The students in the 284B class have formulated a particular curatorial response to each of the “adjacent” spaces they have chosen. While Andrea Comair chose the storage room, Louai Kaakani occupied the office of the administrative officer at the Rose and Shaheen Saleeby Museum. Both projects engage very closely with the problematic of the white cube, and each approaches it differently. Noor Tannir and Danielle Krikorian opted for the niches in the vitrines of AUB Byblos Bank Art Gallery on campus. Their projects deal more or less directly with the problematic of the art gallery, focusing instead on the discursive margins of contemporary curatorial practice, or, pursuing more personal interests and a particular way of understanding contemporary curatorship.
Under the title “Face Your White Cube! (2)” Andrea Comair launches a series of questions: “What is it that we are facing?

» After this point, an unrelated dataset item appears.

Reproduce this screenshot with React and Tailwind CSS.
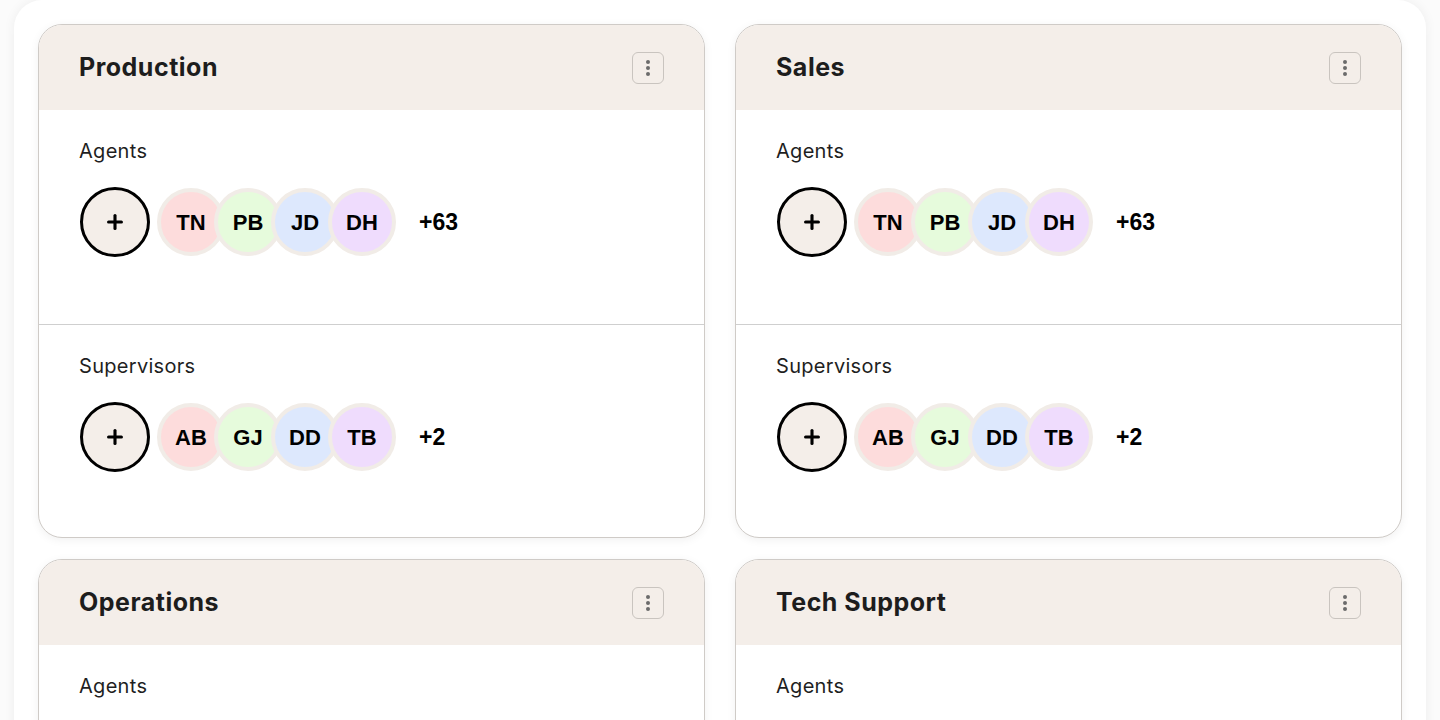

Are we facing the space itself with its social, historical, and economic context? Would we still be talking about the white cube there? Perhaps not, given that once we enter the gallery we agree to see its pristine white placelessness, and will even agree that the white cube is invisible until told otherwise.” Louai Kaakani’s exhibition-intervention entitled “Collapse the Cube” aims at “breaking” the walls of this institution in order to reveal the building’s past role and function. In addition he seeks to comprehend the role of an art gallery within the concrete context of the city of Beirut. Danielle Krikorian’s project deals less with the conditions of curatorial production than a more personal art historical interest. The mini-exhibition entitled “The Power of Intimacy” takes its point of departure from a 16th-century miniature of the Shah Abbas and Wine Boy that Krikorian believes can offer us valuable knowledge with regard to relations of power and desire. Noor Tannir’s project is entitled “maljaa’ (shelter).” The main goal of the project, which is assembled from visual material collected from the low- and middle-class households and shops of Dahieh in suburban Beirut, is to survey the visual landscape of a particular part of the city and study the process by which early religious images and modes of representation have been appropriated and recuperated for purposes of political mobilization.